## Begin

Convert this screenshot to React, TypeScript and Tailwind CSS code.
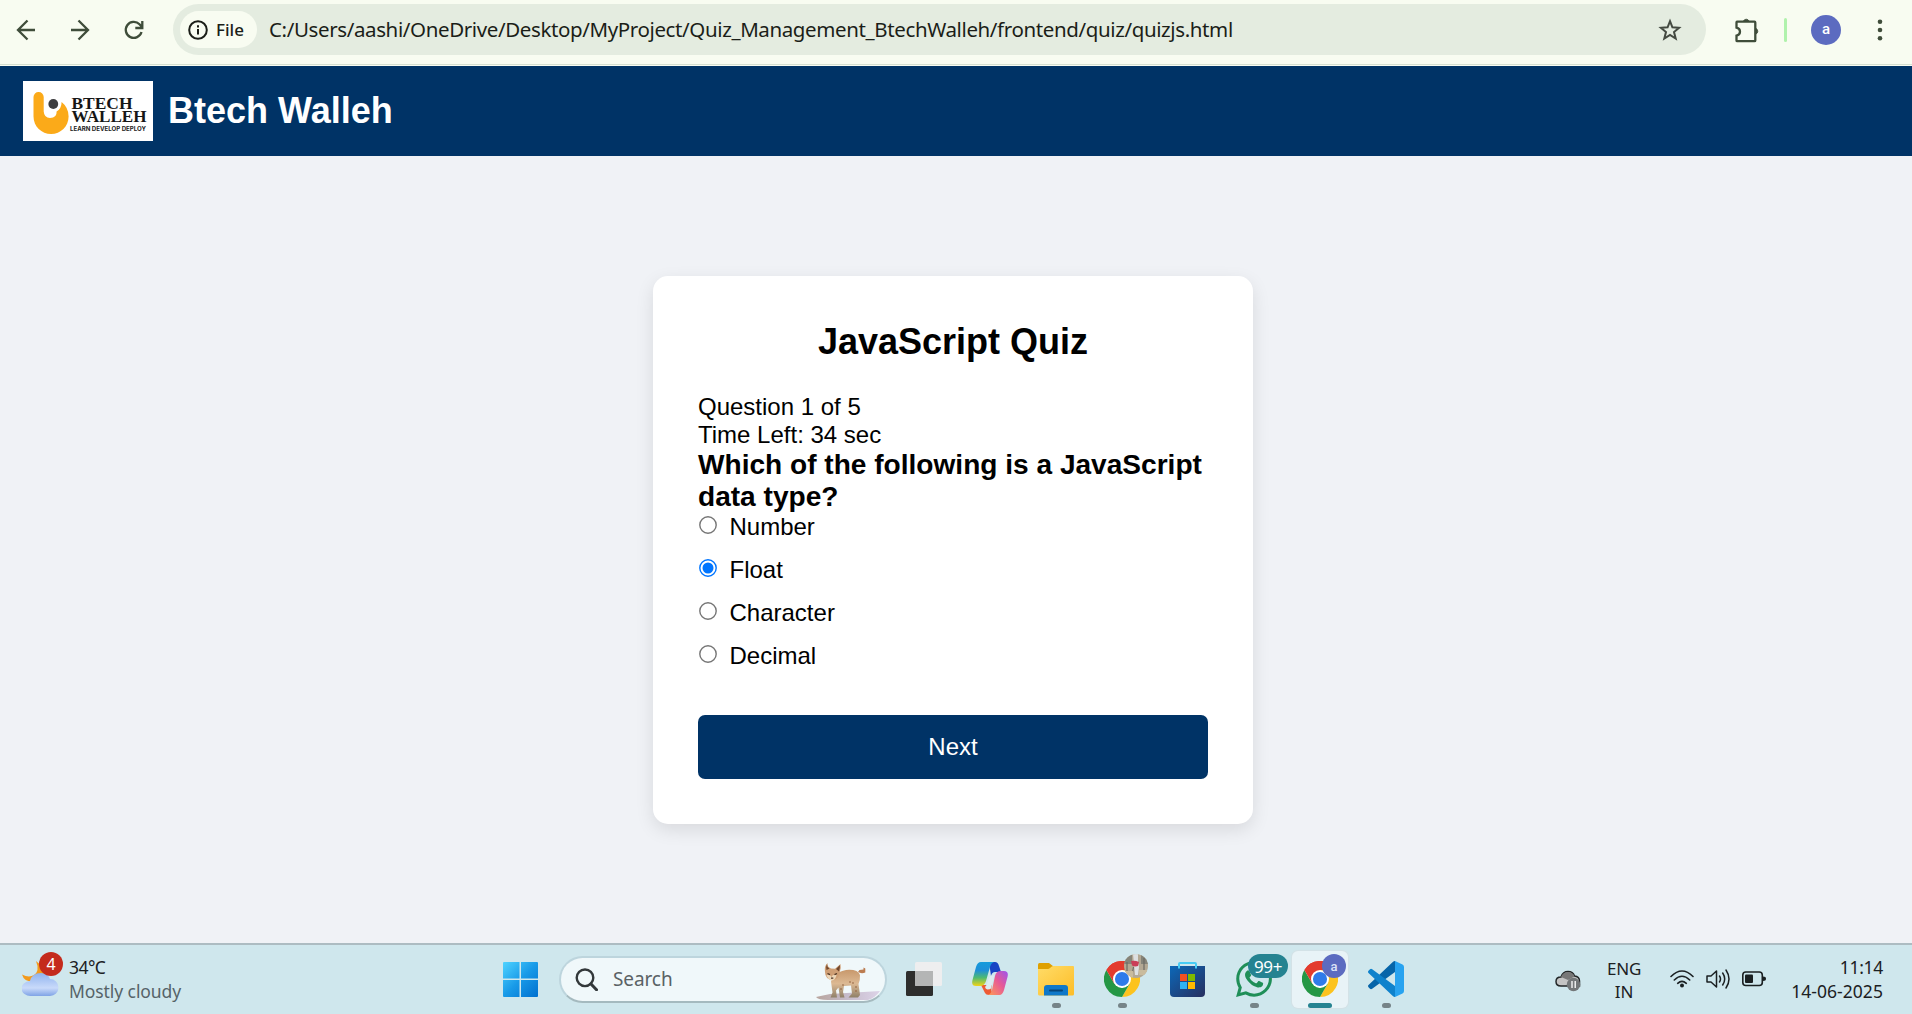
import React, { useState } from "react";

const UI = "font-['Noto_Sans','Open_Sans',sans-serif]";

function Toolbar() {
  return (
    <div className="flex h-[66px] shrink-0 flex-col bg-[#f8fcf1]">
      <div className="flex h-[64px] items-start pt-1 pl-[14px]">
        <div className="flex h-[51px] w-[159px] items-center gap-[30px] text-[#3f4d3a]">
          <svg width="24" height="24" viewBox="0 0 24 24" fill="none" stroke="currentColor" strokeWidth="2.3">
            <path d="M21 12H4.5M13.5 2.5 4 12l9.500 9.500" />
          </svg>
          <svg width="24" height="24" viewBox="0 0 24 24" fill="none" stroke="currentColor" strokeWidth="2.300">
            <path d="M3 12H19.500M10.500 2.500 20 12l-9.500 9.500" />
          </svg>
          <svg width="24" height="24" viewBox="0 0 24 24" fill="none" stroke="currentColor" strokeWidth="2.300">
            <path d="M19.500 14a8 8 0 1 1-2-7.700L20 9M20.300 3v7h-7" />
          </svg>
        </div>
        <div className="flex h-[51px] w-[1533px] items-center rounded-full bg-[#e4ece0] pr-[24px] pl-[7px]">
          <div className="flex h-[37px] w-[77px] items-center rounded-full bg-[#f8fcf1] pl-2 text-[#1b1e18]">
            <svg width="20" height="20" viewBox="0 0 20 20" fill="none" stroke="currentColor" strokeWidth="2">
              <circle cx="10" cy="10" r="8.800" />
              <path d="M10 9v5.500M10 5.200v2.200" />
            </svg>
            <span className={`${UI} ml-2 text-[17px] leading-none font-medium`}>File</span>
          </div>
          <span className={`${UI} ml-3 text-[20.500px] leading-none tracking-[-0.380px] whitespace-nowrap text-[#1b1e18]`}>
            C:/Users/aashi/OneDrive/Desktop/MyProject/Quiz_Management_BtechWalleh/frontend/quiz/quizjs.html
          </span>
          <svg className="ml-auto" width="24" height="24" viewBox="0 0 24 24" fill="none" stroke="#444a41" strokeWidth="2">
            <path d="M12 3.200l2.400 6.100 6.700.5-5.100 4.300 1.700 6.500-5.700-3.600-5.700 3.600L8 14.100 2.900 9.800l6.700-.5z" />
          </svg>
        </div>
        <div className="flex h-[51px] items-center pl-[29px]">
          <svg width="25" height="26" viewBox="0 0 25 26" fill="none" stroke="#3f4d3a" strokeWidth="2.300">
            <path d="M2 4.600h17.500q.8 0 .8.8v18q0 .8-.8.8H2.300q-.8 0-.8-.8v-4.700q3.500-.9 3.500-4t-3.500-4V5.400q0-.8.500-.8z" />
            <path d="M8.500 4a3 3 0 0 1 5.500 0zM21 11.500a3 3 0 0 1 0 5.500z" fill="#3f4d3a" strokeWidth=".8" />
          </svg>
          <div className="ml-[24px] h-6 w-[3px] rounded bg-[#b0f2ac]" />
          <div className="ml-6 flex size-[30px] items-center justify-center rounded-full bg-[#5c6bc0] font-['Roboto',sans-serif] text-[15px] font-medium text-white">
            a
          </div>
          <svg className="ml-[34px]" width="10" height="24" viewBox="0 0 10 24" fill="#3f4d3a">
            <circle cx="5" cy="3.800" r="2.300" />
            <circle cx="5" cy="12" r="2.300" />
            <circle cx="5" cy="20.200" r="2.300" />
          </svg>
        </div>
      </div>
      <div className="h-px bg-[#d5dfd0]" />
    </div>
  );
}

function Logo() {
  return (
    <svg width="130" height="60" viewBox="0 0 130 60" className="bg-white">
      <path
        d="M10.500 16a5.100 5.100 0 0 1 10.200 0v14.500q.5 6.500 6.300 6.500 7 0 6.600-6.500 5-3 5-9.500 7 5.500 7 14.500c0 10-8 17.500-17.500 17.500s-17.600-7.500-17.600-17.500z"
        fill="#fbaa19"
      />
      <circle cx="30.300" cy="23" r="4.900" fill="#3d3d3f" />
      <g fill="#161616" fontFamily="'Liberation Serif',serif" fontWeight="700">
        <text x="48.500" y="28" fontSize="16.500" textLength="61" lengthAdjust="spacingAndGlyphs">BTECH</text>
        <text x="48.500" y="41" fontSize="16.500" textLength="75" lengthAdjust="spacingAndGlyphs">WALLEH</text>
      </g>
      <text x="47" y="49.500" fontSize="6" fontFamily="Inter,sans-serif" fontWeight="700" fill="#222" textLength="76" lengthAdjust="spacingAndGlyphs">
        LEARN DEVELOP DEPLOY
      </text>
    </svg>
  );
}

function Quiz() {
  const [picked, setPicked] = useState("Float");
  return (
    <main className="flex flex-1 items-start justify-center bg-[#f0f2f6] pt-[120px] pr-[6px]">
      <section className="flex h-[548px] w-[600px] flex-col rounded-[15px] bg-white px-[45px] pt-[45px] text-[24px] leading-[28px] text-black shadow-[0_6px_18px_rgba(0,0,0,0.100)]">
        <h2 className="text-center text-[36px] leading-[42px] font-bold">JavaScript Quiz</h2>
        <p className="mt-[30px]">Question 1 of 5</p>
        <p>Time Left: 34 sec</p>
        <h3 className="text-[28.080px] leading-[32px] font-bold">Which of the following is a JavaScript data type?</h3>
        <div className="flex flex-col gap-[15px]">
          {["Number", "Float", "Character", "Decimal"].map((name) => (
            <label key={name} className="flex h-[28px] items-center">
              <button
                role="radio"
                aria-checked={picked === name}
                onClick={() => setPicked(name)}
                className="mb-[5px] ml-[0.500px] size-[18px]"
              >
                <svg width="18" height="18" viewBox="0 0 18 18">
                  <circle cx="9" cy="9" r="8.200" fill="#fff" stroke={picked === name ? "#0075ff" : "#767676"} strokeWidth="1.400" />
                  {picked === name && <circle cx="9" cy="9" r="5.500" fill="#0075ff" />}
                </svg>
              </button>
              <span className="ml-[13px]">{name}</span>
            </label>
          ))}
        </div>
        <button className="mt-[45px] h-[64px] rounded-[7px] bg-[#003366] text-white">Next</button>
      </section>
    </main>
  );
}

function Chrome() {
  return (
    <svg width="36" height="36" viewBox="0 0 48 48">
      <path d="M24 24 3.200 12A24 24 0 0 1 44.800 12z" fill="#e33b2e" />
      <path d="M24 12h20.800A24 24 0 0 1 24 48l10.400-18z" fill="#fcc31e" />
      <path d="M3.200 12 13.600 30l10.400 6 10.400-6L24 48A24 24 0 0 1 3.200 12z" fill="#249745" />
      <path d="M3.200 12A24 24 0 0 1 44.800 12H24L13.600 30z" fill="#e33b2e" />
      <circle cx="24" cy="24" r="12" fill="#fff" />
      <circle cx="24" cy="24" r="9.400" fill="#2f7bea" />
    </svg>
  );
}

function Tile({ children, state = "" }: { children: React.ReactNode; state?: "" | "open" | "active" }) {
  return (
    <div
      className={`relative flex h-[57px] w-[56px] shrink-0 flex-col items-center rounded-[6px] pt-[10px] ${state === "active" ? "bg-[#e8f3f7] shadow-[0_0_1px_1px_#d3e1e6]" : ""}`}
    >
      {children}
      {state === "open" && <span className="absolute bottom-0 h-[5px] w-[9px] rounded-full bg-[#768488]" />}
      {state === "active" && <span className="absolute bottom-0 h-[5px] w-6 rounded-full bg-[#258391]" />}
    </div>
  );
}

function Lynx() {
  return (
    <svg width="66" height="40" viewBox="0 0 66 40">
      <defs>
        <linearGradient id="mat" x1="0" x2="1">
          <stop offset="0" stopColor="#b8a59d" />
          <stop offset=".5" stopColor="#c6bccb" />
          <stop offset="1" stopColor="#ddd3e8" />
        </linearGradient>
        <linearGradient id="fur" x1="0" y1="0" x2="0" y2="1">
          <stop offset="0" stopColor="#c8986c" />
          <stop offset=".5" stopColor="#dcb993" />
          <stop offset="1" stopColor="#8f8068" />
        </linearGradient>
      </defs>
      <path d="M0 35 14 32l50-3q-5 7-12 9H12Q2 38 0 35z" fill="url(#mat)" />
      <path d="M18 13q4-3 12-5 12-1 14 5 .3 5-1.500 9l1.500 11-2 2.500h-9.500l3.500-4-1-8-7 .5-1 6 1.500 5.500H24l-1.500-10-2.500 3 1 7h-6.500l2-5-1.500-11z" fill="url(#fur)" />
      <path d="m42 10 1.500-2 4-.5V5.500l1.800 1v4q-4 1.500-7.300-.5z" fill="#bb7c50" />
      <path d="M9 10Q8 4 11.500 1q-.5 4 3.500 5.500l4 .3L24.500 2q1 4-1 9-1 7-7 7-7.500-1-7.500-8z" fill="#cf9f75" />
      <path d="M11 2q-1.500 3-.5 6l3-1.500Q10.800 5 11 2zM24 3l-4 4 3 2.500q1-3 1-6.500z" fill="#72482e" />
      <path d="M10.500 13q3.500-1 5 2 1-3 5-2-1 5-4.500 5.500-4-.5-5.500-5.500z" fill="#ecd6b8" />
      <path d="M11.500 11.500 14 12.700M18.500 12.700l2.500-1.200M15 16.200h2.300" stroke="#4d3524" strokeWidth="1.300" />
      <g fill="#8c5b39">
        <circle cx="27" cy="23" r=".8" /><circle cx="37" cy="21" r=".8" /><circle cx="40" cy="25" r=".8" />
        <circle cx="25" cy="27" r=".8" /><circle cx="40" cy="29" r=".8" /><circle cx="34" cy="20" r=".8" />
      </g>
    </svg>
  );
}

function Taskbar() {
  return (
    <footer className={`${UI} flex h-[71px] shrink-0 items-start border-t-2 border-[#adbcc2] bg-[#cfe7ed] pt-[6px] text-[#1b2022]`}>
      <div className="flex h-[57px] w-[492px] items-start pl-[22px]">
        <div className="relative pt-[10px]">
          <svg width="37" height="36" viewBox="0 0 37 36">
            <defs>
              <linearGradient id="cloud" x1="0" y1="0" x2="0" y2="1">
                <stop offset="0" stopColor="#8fb3ee" />
                <stop offset=".65" stopColor="#c9dafa" />
                <stop offset="1" stopColor="#7fa3e6" />
              </linearGradient>
            </defs>
            <path d="M14 0q4 10-2 14-5 3-12-.500 2 7 10 7 14-1 14-12z" fill="#f39a1c" />
            <path d="M9 35a9 7.500 0 0 1-1-15q2-8 11-8 7 0 9 6a8.500 8.500 0 0 1 0 17z" fill="url(#cloud)" />
          </svg>
          <span className="absolute top-[1px] left-[17px] flex size-6 items-center justify-center rounded-full bg-[#c42b1c] text-[16px] leading-none text-white">
            4
          </span>
        </div>
        <div className="ml-[10px] pt-[3.500px] text-[17.500px] leading-[24.500px]">
          <div className="tracking-[-0.550px]">34°C</div>
          <div className="tracking-[-0.080px] whitespace-nowrap text-[#566368]">Mostly cloudy</div>
        </div>
      </div>
      <div className="flex gap-[10px]">
        <Tile>
          <svg width="35" height="35" viewBox="0 0 35 35" className="mt-px">
            <defs>
              <linearGradient id="win" x1="0" y1="0" x2="1" y2="1">
                <stop offset="0" stopColor="#4fd3ff" />
                <stop offset=".5" stopColor="#189ae8" />
                <stop offset="1" stopColor="#0070cf" />
              </linearGradient>
            </defs>
            <path d="M0 1q0-1 1-1h15.500v16.500H0zM18 0h16q1 0 1 1v15.500H18zM0 18h16.500v17H1q-1 0-1-1zM18 18h17v16q0 1-1 1H18z" fill="url(#win)" />
          </svg>
        </Tile>
        <div className="mt-[5px] mr-[-1px] ml-px flex h-[47px] w-[328px] items-center rounded-full border-2 border-[#bdd5dd] border-b-[#a5babf] bg-[#f0f8fa] pl-[14px]">
          <svg width="23" height="23" viewBox="0 0 23 23" fill="none" stroke="#33383a" strokeWidth="2.400">
            <circle cx="10" cy="9.800" r="8.300" />
            <path d="m15.800 15.800 5.700 6" strokeWidth="3" strokeLinecap="round" />
          </svg>
          <span className="ml-[15px] text-[19px] leading-none tracking-[-0.100px] text-[#5a6265]">Search</span>
          <div className="mt-[4px] mr-[3px] ml-auto"><Lynx /></div>
        </div>
        <Tile>
          <svg width="38" height="36" viewBox="0 0 38 36">
            <rect x="1" y="10" width="27" height="25" rx="1.500" fill="#2e2e2d" />
            <rect x="10" y="1" width="27" height="24" rx="1.500" fill="#eeeeef" />
            <path d="M10 10h18v15H11.500q-1.500 0-1.500-1.500z" fill="#b4b5b5" />
          </svg>
        </Tile>
        <Tile>
          <svg width="36" height="36" viewBox="0 0 36 36">
            <defs>
              <linearGradient id="cpa" x1="0" y1="0" x2="0" y2="1">
                <stop offset="0" stopColor="#169bdb" />
                <stop offset=".35" stopColor="#1f8fd8" />
                <stop offset=".65" stopColor="#4dba73" />
                <stop offset="1" stopColor="#f2d316" />
              </linearGradient>
              <linearGradient id="cpb" x1="1" y1="0" x2="0" y2="1">
                <stop offset="0" stopColor="#9d54ee" />
                <stop offset=".45" stopColor="#e65996" />
                <stop offset="1" stopColor="#ff9c55" />
              </linearGradient>
            </defs>
            <path d="M17 1h6q3 0 4 4l2 6h-6q-3 0-4 4z" fill="#1844c4" />
            <path d="M9 24l4 8q1 2 4 2h5q-4-4-2-10z" fill="#ee5b35" />
            <path d="M9 1h13q-3 1-4 5l-4 14q-1.500 5-6 5H4q-5 0-3.500-6L4 6q1.500-5 5-5z" fill="url(#cpa)" />
            <path d="M27.500 34H16q3-1 4-5l3-14q1-5 6-5h3q5 0 3.500 6L32 29q-1.500 5-4.500 5z" fill="url(#cpb)" />
            <path d="M19.500 14.500h2.800l-3.300 13q-1 1-3.500 1-2-.5-2.500-2.500 2-2 3-6 1-4.500 3.500-5.500z" fill="#dcecf1" />
          </svg>
        </Tile>
        <Tile state="open">
          <svg width="36" height="36" viewBox="0 0 36 36">
            <defs>
              <linearGradient id="fold" x1="0" y1="0" x2="1" y2="1">
                <stop offset="0" stopColor="#ffdc68" />
                <stop offset="1" stopColor="#fdbd27" />
              </linearGradient>
            </defs>
            <path d="M0 10V3.500Q0 2 1.500 2H11l4.500 3.500L11 10z" fill="#dfa000" />
            <path d="M0 8h10q1 0 2-1l1.500-1.300q.7-.7 2-.7H35q1 0 1 1v27q0 1.500-1.500 1.500h-33Q0 34.500 0 33z" fill="url(#fold)" />
            <path d="M6 34.500V27q0-3 3-3h18q3 0 3 3v7.500z" fill="#0f78c9" />
            <path d="M12 29.500h12" stroke="#074579" strokeWidth="2" strokeLinecap="round" />
          </svg>
        </Tile>
        <Tile state="open">
          <Chrome />
          <svg className="absolute top-[3px] left-[30px]" width="24" height="24" viewBox="0 0 24 24">
            <defs><clipPath id="face"><circle cx="12" cy="12" r="12" /></clipPath></defs>
            <g clipPath="url(#face)">
              <path d="M0 0h24v24H0z" fill="#b3a893" />
              <path d="M0 0h8v10H0zM17 1h7v9h-7z" fill="#858479" />
              <path d="M9 0h5v8l1 5-1 8h-3z" fill="#dde0e2" />
              <path d="M7 7q4-1 8 1l-1 4q-3 1-6-.5z" fill="#cb3d58" />
              <path d="m9.500 13-1.500 8M20 4v16M3 8v9" stroke="#6c6b64" strokeWidth="1.200" />
              <path d="M1 17h8v7H1zM15 16h8v5h-8z" fill="#c9bb9d" />
            </g>
          </svg>
        </Tile>
        <Tile>
          <svg width="36" height="36" viewBox="0 0 36 36">
            <defs>
              <linearGradient id="store" x1="0" y1="0" x2="1" y2="1">
                <stop offset="0" stopColor="#0c68b8" />
                <stop offset="1" stopColor="#272f5f" />
              </linearGradient>
            </defs>
            <path d="M0 5h35v27q0 4-4 4H4q-4 0-4-4z" fill="url(#store)" />
            <path d="M9 7.500V3q0-1 1-1h15q1 0 1 1v4.500" fill="none" stroke="#48ccf5" strokeWidth="2" />
            <path d="M10 13h7v7h-7z" fill="#f25022" />
            <path d="M18 13h7v7h-7z" fill="#7fba00" />
            <path d="M10 21h7v7h-7z" fill="#2fb2f2" />
            <path d="M18 21h7v7h-7z" fill="#ffb900" />
          </svg>
        </Tile>
        <Tile state="open">
          <svg width="36" height="36" viewBox="0 0 24 24" fill="#1f8f58">
            <path d="M17.472 14.382c-.297-.149-1.758-.867-2.030-.967-.273-.099-.471-.148-.67.150-.197.297-.767.966-.940 1.164-.173.199-.347.223-.644.075-.297-.150-1.255-.463-2.390-1.475-.883-.788-1.480-1.761-1.653-2.059-.173-.297-.018-.458.130-.606.134-.133.298-.347.446-.520.149-.174.198-.298.298-.497.099-.198.050-.371-.025-.520-.075-.149-.669-1.612-.916-2.207-.242-.579-.487-.5-.669-.51-.173-.008-.371-.010-.570-.010-.198 0-.520.074-.792.372-.272.297-1.040 1.016-1.040 2.479 0 1.462 1.065 2.875 1.213 3.074.149.198 2.096 3.200 5.077 4.487.709.306 1.262.489 1.694.625.712.227 1.360.195 1.871.118.571-.085 1.758-.719 2.006-1.413.248-.694.248-1.289.173-1.413-.074-.124-.272-.198-.57-.347M12.051 21.785a9.870 9.870 0 0 1-5.031-1.378l-.361-.214-3.741.982.998-3.648-.235-.374a9.860 9.860 0 0 1-1.510-5.260c.001-5.450 4.436-9.884 9.888-9.884a9.880 9.880 0 0 1 9.877 9.892c-.003 5.450-4.437 9.884-9.885 9.884M20.464 3.488A11.820 11.820 0 0 0 12.050 0C5.495 0 .160 5.335.157 11.892c0 2.096.547 4.142 1.588 5.945L.057 24l6.305-1.654a11.880 11.880 0 0 0 5.683 1.448h.005c6.554 0 11.890-5.335 11.893-11.893a11.820 11.820 0 0 0-3.480-8.413z" />
          </svg>
          <span className="absolute top-[3px] left-[22px] flex h-6 w-[40px] items-center justify-center rounded-full bg-[#258391] text-[17px] leading-none tracking-[-0.400px] text-white">
            99+
          </span>
        </Tile>
        <Tile state="active">
          <Chrome />
          <span className="absolute top-[3px] left-[30px] flex size-6 items-center justify-center rounded-full bg-[#5c6bc0] font-['Roboto',sans-serif] text-[13px] leading-none font-medium text-[#dce2f7]">
            a
          </span>
        </Tile>
        <Tile state="open">
          <svg width="36" height="36" viewBox="0 0 36 36">
            <path d="M.5 24Q-.5 25 .5 26.200L2 27.700q1 .9 2.200 0L27 11V0q-1.200 0-2.200 1z" fill="#0765a9" />
            <path d="M.5 12Q-.5 11 .5 9.800L2 8.300q1-.9 2.200 0L27 25v11q-1.200 0-2.200-1z" fill="#0f82cc" />
            <path d="m27 0 7.500 3.500Q36 4.200 36 6v24q0 1.700-1.500 2.500L27 36z" fill="#28a3f0" />
          </svg>
        </Tile>
      </div>
      <div className="flex h-[57px] flex-1 items-start pr-[29px]">
        <svg className="mt-[19px] ml-[141px]" width="26" height="22" viewBox="0 0 26 22">
          <path d="M6 16Q1 16 1 11.500T6 7q2-5.500 7-5.500T19.500 6q5 .5 5 5v5z" fill="#c4c4c4" stroke="#222627" strokeWidth="1.500" />
          <path d="M6 7q2-5 7-5t6.500 4.500L13 10z" fill="#777" />
          <circle cx="18.500" cy="14.500" r="6.700" fill="#737779" />
          <path d="M17 11v7M20.200 11v7" stroke="#fff" strokeWidth="1.300" />
        </svg>
        <div className="ml-[23px] w-[40px] pt-[6px] text-center text-[17px] leading-[23px] tracking-[-0.200px]">
          <div>ENG</div>
          <div>IN</div>
        </div>
        <div className="mt-[17px] ml-[26px] flex gap-[12px]">
          <svg width="24" height="22" viewBox="0 0 24 22" fill="none" stroke="#1b2022" strokeWidth="1.600" strokeLinecap="round">
            <path d="M1 8.500q11-11 22 0M4.300 12q7.700-7.500 15.400 0M7.700 15.300q4.300-4 8.600 0" />
            <circle cx="12" cy="17.500" r="2" fill="#1b2022" stroke="none" />
          </svg>
          <svg width="24" height="22" viewBox="0 0 24 22" fill="none" stroke="#1b2022" strokeWidth="1.500" strokeLinecap="round" strokeLinejoin="round">
            <path d="M1 8v6h4l5.500 5V3L5 8zM13.500 8q2 3 0 6M16.700 5q4 6 0 12M20 2q6 9 0 18" />
          </svg>
          <svg width="25" height="22" viewBox="0 0 25 22">
            <rect x=".8" y="4" width="19.500" height="13.500" rx="3" fill="none" stroke="#1b2022" strokeWidth="1.600" />
            <rect x="3" y="6.500" width="8" height="8.500" rx="1" fill="#1b2022" />
            <path d="M21 8.500q3 0 3 2.200T21 13z" fill="#1b2022" />
          </svg>
        </div>
        <div className="ml-auto pt-[3.500px] text-right text-[17.500px] leading-[24.500px]">
          <div className="tracking-[-0.300px]">11:14</div>
          <div className="tracking-[0.050px]">14-06-2025</div>
        </div>
      </div>
    </footer>
  );
}

export default function App() {
  return (
    <div className="flex h-[1014px] w-[1912px] flex-col overflow-hidden font-['Liberation_Sans',Arial,sans-serif]">
      <Toolbar />
      <header className="flex h-[90px] shrink-0 items-center bg-[#003366] pl-[23px]">
        <Logo />
        <h1 className="ml-[15px] text-[36px] leading-[42px] font-bold text-white">Btech Walleh</h1>
      </header>
      <Quiz />
      <Taskbar />
    </div>
  );
}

## End

Copy each line above that contains the string "React".

Convert this screenshot to React, TypeScript and Tailwind CSS code.
import React, { useState } from "react";
function Tile({ children, state = "" }: { children: React.ReactNode; state?: "" | "open" | "active" }) {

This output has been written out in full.